7. Current Trends and Future Directions
Recent research is converging towards:
- Hybrid architectures: Integrating rigid primitive decomposition with non-rigid SE3-Nets, deformation graphs, or neural fields for nonrigid objects (Mazur et al., 18 Dec 2025).
- Semantic-guided decoupling: Automatic semantic identification of static/dynamic classes (UrbanGS, SDD-4DGS) to enable higher-fidelity, real-time compositional 4D editing and relighting (Li et al., 2024, Sun et al., 12 Mar 2025).
- Transformer-based inference: Attention-mixing transformers jointly reason over spatial and temporal cues, trained on separate tasks, and composited at inference (COM4D, VGGT4D) (Gokmen et al., 4 Dec 2025, Hu et al., 25 Nov 2025).

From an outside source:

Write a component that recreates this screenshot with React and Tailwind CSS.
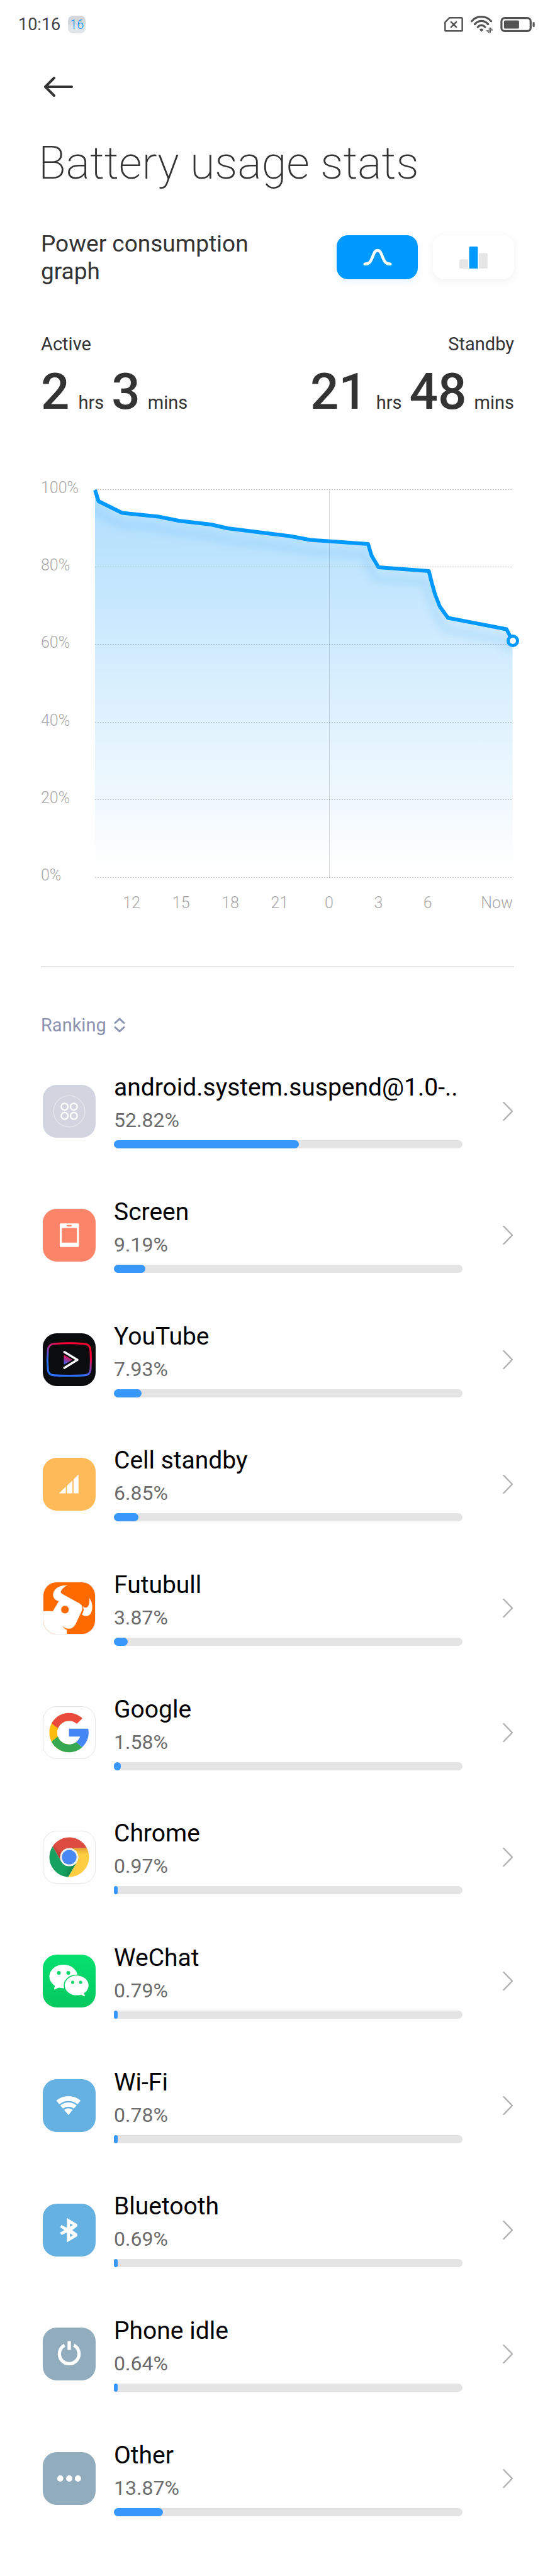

- Real-time/recomposable 4D fields: Gaussian Splatting and per-Gaussian Bernoulli mixtures allow direct editing, transplanting, and relighting of 4D scenes at interactive speeds (Yang et al., 2023, Sun et al., 12 Mar 2025).
- Training-free extensions: Methods such as VGGT4D exploit the dynamic cues present within pretrained 3D foundation models for 4D segmentation, pose, and trajectory inference without retraining on 4D data (Hu et al., 25 Nov 2025).
Emergent applications include AR dynamic occlusion handling, persistent world-anchored annotations, robotics planning under occlusion, dynamic multi-agent simulation, and replayable reality capture for immersive content.
In summary, 4D scene recomposition now combines classical geometric registration and motion grouping, neural factorization and diffusion priors, and attention-based temporal reasoning to yield persistent, editable, and temporally consistent dynamic world models, advancing the state of the art in visual understanding, editing, and interactive simulation (Mazur et al., 18 Dec 2025, Gokmen et al., 4 Dec 2025, Xie et al., 2024, Sun et al., 12 Mar 2025, Hu et al., 25 Nov 2025).